**Recorded data:**
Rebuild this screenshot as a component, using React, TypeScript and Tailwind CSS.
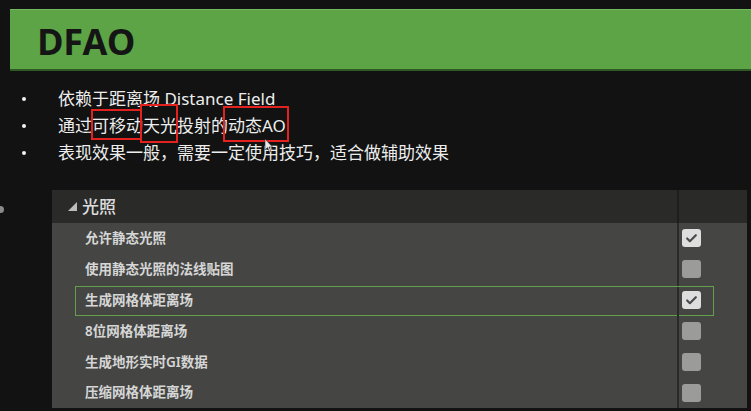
import { Check } from "lucide-react";

const rows = [
  { label: "允许静态光照", checked: true },
  { label: "使用静态光照的法线贴图", checked: false },
  { label: "生成网格体距离场", checked: true, active: true },
  { label: "8位网格体距离场", checked: false },
  { label: "生成地形实时GI数据", checked: false },
  { label: "压缩网格体距离场", checked: false },
];

const Bullet = ({ children }: { children: React.ReactNode }) => (
  <li className="relative flex items-center h-[27px]">
    <span className="absolute left-[-36px] w-[4px] h-[4px] rounded-full bg-[#f2f2f2]" />
    {children}
  </li>
);

const Box = ({ children, className }: { children: React.ReactNode; className: string }) => (
  <span className="relative">
    {children}
    <span className={`absolute border-2 border-[#e3211f] ${className}`} />
  </span>
);

const CheckBox = ({ checked }: { checked: boolean }) => (
  <div
    className={`w-[19px] h-[18px] rounded-[3px] flex items-center justify-center ${
      checked ? "bg-[#dedede]" : "bg-[#9b9c9a]"
    }`}
  >
    {checked && <Check size={13} strokeWidth={4} className="text-[#4a4a4a]" />}
  </div>
);

export default function App() {
  return (
    <div
      className="relative w-[751px] h-[411px] overflow-hidden bg-[#111211] flex flex-col"
      style={{ fontFamily: '"Noto Sans", "Noto Sans CJK SC", sans-serif' }}
    >
      <span className="absolute left-[-3px] top-[206px] w-[7px] h-[7px] rounded-full bg-[#8a8a8a]" />

      <div className="mt-[9px] ml-[10px] h-[62px] bg-[#5ca445] border-t border-[#72b85c] border-b-2 border-b-[#2e5a24] flex items-center pl-[27px] pt-[5px]">
        <h1
          className="text-[36px] font-bold text-[#141514] leading-none tracking-[-0.5px]"
          style={{ fontFamily: '"Open Sans", sans-serif' }}
        >
          DFAO
        </h1>
      </div>

      <ul className="mt-[14px] ml-[58px] text-[17px] text-[#ededed] leading-none">
        <Bullet>依赖于距离场 Distance Field</Bullet>
        <Bullet>
          通过
          <Box className="left-[-1px] right-[1px] top-[-8px] bottom-[-6px]">可移动</Box>
          <Box className="left-[-3px] right-[-1px] top-[-13px] bottom-[-9px]">天光</Box>
          投射的
          <Box className="left-[-5px] right-[-3px] top-[-11px] bottom-[-8px]">动态AO</Box>
        </Bullet>
        <Bullet>表现效果一般，需要一定使用技巧，适合做辅助效果</Bullet>
      </ul>

      <svg className="absolute left-[264px] top-[138px]" width="10" height="15" viewBox="0 0 10 15">
        <path d="M1 1 L1 12 L3.5 9.5 L5.5 14 L7 13.3 L5 9 L8.5 9 Z" fill="#e8e8e8" stroke="#333" strokeWidth="0.6" />
      </svg>

      <div className="mt-[24px] ml-[52px] w-[695px] h-[218px] flex flex-col">
        <div className="h-[33px] flex bg-[#2a2b29]">
          <div className="w-[625px] flex items-center pl-[16px] gap-[5px] text-[17px] text-[#dcdcdc]">
            <svg width="9" height="9" viewBox="0 0 9 9">
              <path d="M9 0 L9 9 L0 9 Z" fill="#bdbdbd" />
            </svg>
            <span className="font-medium">光照</span>
          </div>
          <div className="w-[2px] bg-[#1e1f1d]" />
          <div className="flex-1" />
        </div>
        <div className="flex-1 flex flex-col bg-[#454644]">
          {rows.map((row) => (
            <div key={row.label} className="relative flex-1 flex">
              <div className="w-[625px] flex items-center pl-[33px] text-[13.5px] font-semibold text-[#d6d6d6]">
                {row.label}
              </div>
              <div className="w-[2px] bg-[#2a2b29]" />
              <div className="flex-1 flex items-center pl-[3px]">
                <CheckBox checked={row.checked} />
              </div>
              {row.active && (
                <div className="absolute left-[23px] w-[639px] top-[1px] bottom-[-1px] border border-[#62a04c]" />
              )}
            </div>
          ))}
        </div>
      </div>
    </div>
  );
}
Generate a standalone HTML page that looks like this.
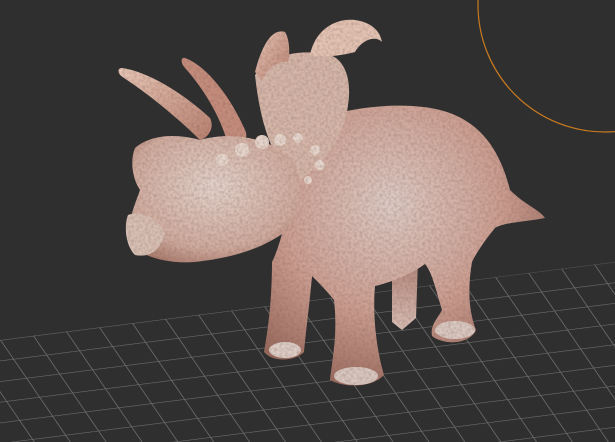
<!DOCTYPE html>
<html><head><style>
html,body{margin:0;padding:0;background:#2f2f2f;}
svg{display:block}
</style></head><body>
<svg width="615" height="442" viewBox="0 0 615 442" xmlns="http://www.w3.org/2000/svg">
<defs>
<pattern id="g" width="1" height="1" patternUnits="userSpaceOnUse" patternTransform="matrix(33,-4.2,13,19,0,340)">
<path d="M0 0H1M0 0V1" stroke="#727272" stroke-width="0.05" fill="none"/>
</pattern>
<radialGradient id="skin" cx="0.45" cy="0.35" r="0.7">
<stop offset="0" stop-color="#dccbc5"/><stop offset="0.55" stop-color="#cc9f92"/><stop offset="1" stop-color="#96665a"/>
</radialGradient>
<radialGradient id="head" cx="0.5" cy="0.4" r="0.7">
<stop offset="0" stop-color="#e2d2cb"/><stop offset="0.7" stop-color="#cfab9e"/><stop offset="1" stop-color="#a07062"/>
</radialGradient>
<linearGradient id="horn" x1="0" y1="0" x2="1" y2="1">
<stop offset="0" stop-color="#e8c8b8"/><stop offset="1" stop-color="#b88070"/>
</linearGradient>
<linearGradient id="leg" x1="0" y1="0" x2="0" y2="1">
<stop offset="0" stop-color="#b08074"/><stop offset="1" stop-color="#d8c0b6"/>
</linearGradient>
<filter id="tex" x="0" y="0" width="100%" height="100%">
<feTurbulence type="fractalNoise" baseFrequency="0.35" numOctaves="2" seed="3"/>
<feColorMatrix type="matrix" values="0 0 0 0 0.2  0 0 0 0 0.1  0 0 0 0 0.08  0 0 0 -1.6 1.05"/>
<feComposite in2="SourceGraphic" operator="in"/>
</filter>
</defs>
<rect width="615" height="442" fill="#2f2f2f"/>
<path d="M0 340 L615 262 L615 442 L0 442Z" fill="url(#g)"/>
<circle cx="605" cy="5" r="127" fill="none" stroke="#c87a1e" stroke-width="1.2"/>
<g id="dino">
<path d="M392 258 L418 260 L416 318 L402 330 L392 322Z" fill="url(#leg)"/>
<path d="M300 125 C340 108 400 100 440 110 C480 120 500 150 510 190 C525 205 540 210 545 218 C525 222 505 222 495 228 C485 240 475 255 472 262 C468 285 468 310 476 330 C470 344 445 346 432 336 C430 325 438 318 442 310 C436 290 432 272 425 264 C410 275 392 282 375 286 C372 320 378 355 384 375 C372 388 345 388 330 380 C332 360 338 335 334 300 C326 290 318 282 312 276 C310 300 306 330 304 352 C294 362 272 362 264 352 C268 330 272 300 272 262 C288 230 290 180 300 125Z" fill="url(#skin)"/>
<path d="M255 75 C270 55 300 48 330 55 C345 60 352 80 348 105 C345 130 330 160 300 180 C280 170 262 140 255 75Z" fill="#d4b6a9"/>
<path d="M255 72 C262 45 272 28 285 32 C290 40 290 55 288 62 C278 60 268 68 262 80Z" fill="url(#horn)"/>
<path d="M310 55 C315 30 335 18 355 20 C370 22 380 30 382 42 C375 35 362 40 355 52 C345 55 325 58 310 55Z" fill="#e3c4b4"/>
<path d="M122 68 C150 72 185 95 210 118 C215 128 208 138 200 140 C180 120 150 95 124 78 C117 74 117 68 122 68Z" fill="url(#horn)"/>
<path d="M185 58 C205 65 230 95 245 130 C250 140 240 148 228 145 C222 120 205 90 185 68 C180 62 181 57 185 58Z" fill="#c48c7c"/>
<path d="M135 148 C150 135 175 133 200 140 C235 130 280 140 295 165 C305 190 300 215 285 232 C260 250 230 258 195 262 C170 264 145 258 130 245 C125 225 135 205 140 190 C132 178 130 160 135 148Z" fill="url(#head)"/>
<path d="M128 215 C140 210 160 218 165 235 C160 250 150 258 135 255 C125 245 124 225 128 215Z" fill="#d8c0b5"/>
<g fill="#e6d6cd">
<circle cx="222" cy="160" r="6"/><circle cx="242" cy="150" r="7"/><circle cx="262" cy="142" r="7"/><circle cx="280" cy="140" r="6"/><circle cx="298" cy="138" r="5"/><circle cx="315" cy="150" r="5"/><circle cx="320" cy="165" r="5"/><circle cx="308" cy="180" r="4"/>
</g>
<ellipse cx="285" cy="350" rx="16" ry="8" fill="#dccdc6"/>
<ellipse cx="356" cy="376" rx="22" ry="9" fill="#d8c8c1"/>
<ellipse cx="455" cy="330" rx="20" ry="9" fill="#d8c8c1"/>
</g>
<use href="#dino" filter="url(#tex)" opacity="0.35"/>
</svg>
</body></html>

**To do:** Gather each line of the records holding the string "this".

**Answer in full:**
Rebuild this screenshot as a component, using React, TypeScript and Tailwind CSS.
Generate a standalone HTML page that looks like this.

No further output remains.